This research involves interviewing female victims of intimate partner violence about their experiences with the Western Australian justice system (WAJS). The study focuses on females who have experienced abuse, including physical, emotional, sexual, financial and psychological abuse, by a current or previous intimate partner. The semi-structured interviews focus on victim experiences with police, lawyers and courts, and interviews will be coded using NVivo. While studies have examined the "mechanics" of the justice system’s response to intimate partner violence, there is little evidence about how victims perceive the WAJS. By describing the experiences victims have with the justice system's primary institutions, we can better determine whether the current system is meeting victims' needs.

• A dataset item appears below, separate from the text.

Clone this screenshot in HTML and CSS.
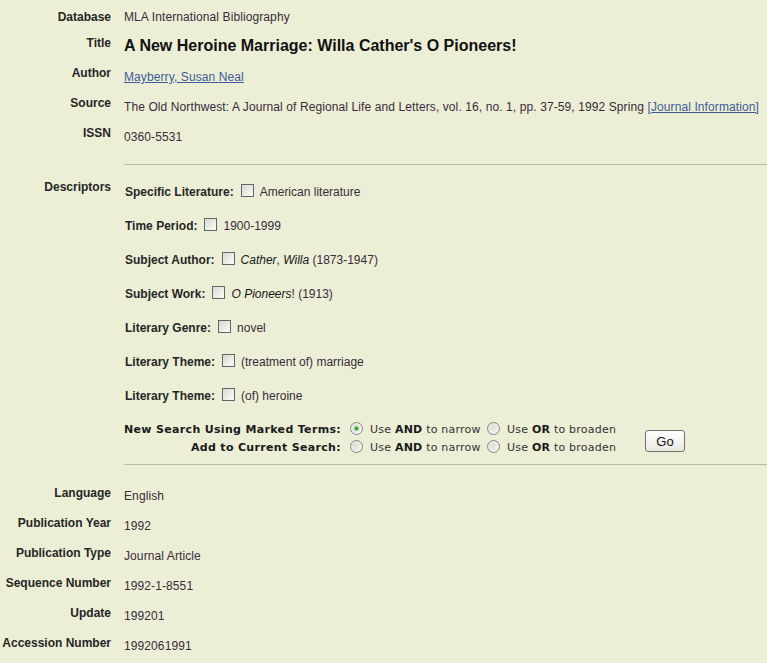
FILE: index.html
```html
<!DOCTYPE html>
<html lang="en">
<head>
    <meta charset="UTF-8">
    <meta name="viewport" content="width=device-width, initial-scale=1.0">
    <title>Detailed Record</title>
    <link rel="stylesheet" href="styles.css">
</head>
<body>
    <div class="record">
        <div class="row first">
            <div class="label">Database</div>
            <div class="value">MLA International Bibliography</div>
        </div>
        <div class="row">
            <div class="label">Title</div>
            <div class="value title">A New Heroine Marriage: Willa Cather's O Pioneers!</div>
        </div>
        <div class="row">
            <div class="label">Author</div>
            <div class="value"><a href="#">Mayberry, Susan Neal</a></div>
        </div>
        <div class="row">
            <div class="label">Source</div>
            <div class="value">The Old Northwest: A Journal of Regional Life and Letters, vol. 16, no. 1, pp. 37-59, 1992 Spring <a href="#">[Journal Information]</a></div>
        </div>
        <div class="row">
            <div class="label">ISSN</div>
            <div class="value">0360-5531</div>
        </div>
    </div>

    <hr class="rule">

    <div class="descriptors">
        <div class="label">Descriptors</div>
        <div class="value">
            <div class="desc"><span class="desc-name">Specific Literature:</span><input type="checkbox" class="box">American literature</div>
            <div class="desc"><span class="desc-name">Time Period:</span><input type="checkbox" class="box">1900-1999</div>
            <div class="desc"><span class="desc-name">Subject Author:</span><input type="checkbox" class="box"><i>Cather</i>, <i>Willa</i> (1873-1947)</div>
            <div class="desc"><span class="desc-name">Subject Work:</span><input type="checkbox" class="box"><i>O Pioneers</i>! (1913)</div>
            <div class="desc"><span class="desc-name">Literary Genre:</span><input type="checkbox" class="box">novel</div>
            <div class="desc"><span class="desc-name">Literary Theme:</span><input type="checkbox" class="box">(treatment of) marriage</div>
            <div class="desc"><span class="desc-name">Literary Theme:</span><input type="checkbox" class="box">(of) heroine</div>

            <form class="search" onsubmit="return false;">
                <div class="search-label">New Search Using Marked Terms:</div>
                <label class="opt"><input type="radio" name="mode" class="radio" checked>Use <b>AND</b> to narrow</label>
                <label class="opt"><input type="radio" name="mode" class="radio">Use <b>OR</b> to broaden</label>
                <button type="submit" class="go">Go</button>
                <div class="search-label">Add to Current Search:</div>
                <label class="opt"><input type="radio" name="mode" class="radio">Use <b>AND</b> to narrow</label>
                <label class="opt"><input type="radio" name="mode" class="radio">Use <b>OR</b> to broaden</label>
            </form>
        </div>
    </div>

    <hr class="rule">

    <div class="record lower">
        <div class="row">
            <div class="label">Language</div>
            <div class="value">English</div>
        </div>
        <div class="row">
            <div class="label">Publication Year</div>
            <div class="value">1992</div>
        </div>
        <div class="row">
            <div class="label">Publication Type</div>
            <div class="value">Journal Article</div>
        </div>
        <div class="row">
            <div class="label">Sequence Number</div>
            <div class="value">1992-1-8551</div>
        </div>
        <div class="row">
            <div class="label">Update</div>
            <div class="value">199201</div>
        </div>
        <div class="row">
            <div class="label">Accession Number</div>
            <div class="value">1992061991</div>
        </div>
    </div>
</body>
</html>
```

FILE: styles.css
```css
body {
    margin: 0;
    background-color: #ecefd6;
    font-family: "Liberation Sans", Arial, sans-serif;
    font-size: 12px;
    line-height: 14px;
    color: #3a2a3a;
    overflow: hidden;
}
a {
    color: #3d5b97;
}
.record {
    padding-bottom: 14px;
}
.row {
    display: grid;
    grid-template-columns: 111px 1fr;
    column-gap: 13px;
    height: 30px;
}
.label {
    text-align: right;
    font-weight: bold;
    color: #262626;
    padding-top: 6px;
    white-space: nowrap;
}
.value {
    padding-top: 10px;
    white-space: nowrap;
    letter-spacing: 0.1px;
}
.first .label {
    padding-top: 10px;
}
.title {
    font-size: 16px;
    line-height: 18px;
    font-weight: bold;
    color: #111;
    padding-top: 7px;
    letter-spacing: 0;
}
.lower {
    padding-top: 14px;
    padding-bottom: 0;
}
.lower .label {
    padding-top: 7px;
}
.rule {
    border: 0;
    border-top: 1px solid #b6baa2;
    height: 0;
    margin: 0 0 0 124px;
}
.descriptors {
    display: grid;
    grid-template-columns: 111px 1fr;
    column-gap: 13px;
    padding-bottom: 7px;
}
.descriptors .label {
    padding-top: 15px;
}
.descriptors > .value {
    padding-top: 10px;
    letter-spacing: 0;
}
.desc {
    line-height: 34px;
    height: 34px;
    padding-left: 1px;
}
.desc-name {
    font-weight: bold;
    color: #262626;
}
.desc i {
    color: #161616;
}
.box {
    appearance: none;
    -webkit-appearance: none;
    width: 13px;
    height: 13px;
    margin: 0 6px 0 7px;
    border: 1px solid #5e676b;
    background: linear-gradient(135deg, #d9d9d2, #fbfbf8);
    vertical-align: -1px;
}
.search {
    display: grid;
    grid-template-columns: 226px 137px 158px auto;
    grid-template-rows: 18px 18px;
    margin-top: 8px;
    font-family: "DejaVu Sans", Verdana, sans-serif;
    font-size: 11px;
    line-height: 18px;
    color: #333;
}
.search-label {
    text-align: right;
    padding-right: 9px;
    font-weight: bold;
    color: #1a1a1a;
    white-space: nowrap;
    letter-spacing: 0.33px;
}
.opt {
    white-space: nowrap;
    letter-spacing: 0.22px;
}
.opt b {
    color: #1a1a1a;
}
.radio {
    appearance: none;
    -webkit-appearance: none;
    width: 13px;
    height: 13px;
    margin: 0 7px 0 0;
    border: 1px solid #7d8785;
    border-radius: 50%;
    background: radial-gradient(circle at 40% 40%, #dddcd4, #fdfdfb);
    vertical-align: -2px;
}
.radio:checked {
    background: radial-gradient(circle, #3fae3f 0, #3fae3f 1.6px, transparent 2.6px), radial-gradient(circle at 40% 40%, #dddcd4, #fdfdfb);
}
.go {
    grid-column: 4;
    grid-row: 1 / span 2;
    align-self: end;
    margin-bottom: 5px;
    width: 40px;
    height: 22px;
    padding: 0;
    border: 1px solid #6f6f6f;
    border-radius: 3px;
    background: linear-gradient(#ffffff, #e9e8e0);
    font-family: "Liberation Sans", Arial, sans-serif;
    font-size: 13px;
    letter-spacing: 0;
    color: #111;
}
```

This research aims to determine whether the WAJS meets victims' expectations. This research also hopes to establish if the experiences and interactions victims have with police, lawyers and the courts influence continual or future engagement with the WAJS.


The target population is female victims of intimate partner violence who have engaged with the WAJS. Flyers are in various counselling services, on domestic violence Facebook sites and at the Southern Communities Advocacy Legal Education Service (SCALES), and describe the study and the criteria for participation. The research involves conducting semi-structured interviews to understand the "lived experiences" of study participants. Engagement with the justice system must include involvement with police, duty or private lawyers and the courts, on an intimate partner violence case involving a current or previous partner. Interview data will be coded and evaluated using NVivo and then assessed alongside previous research.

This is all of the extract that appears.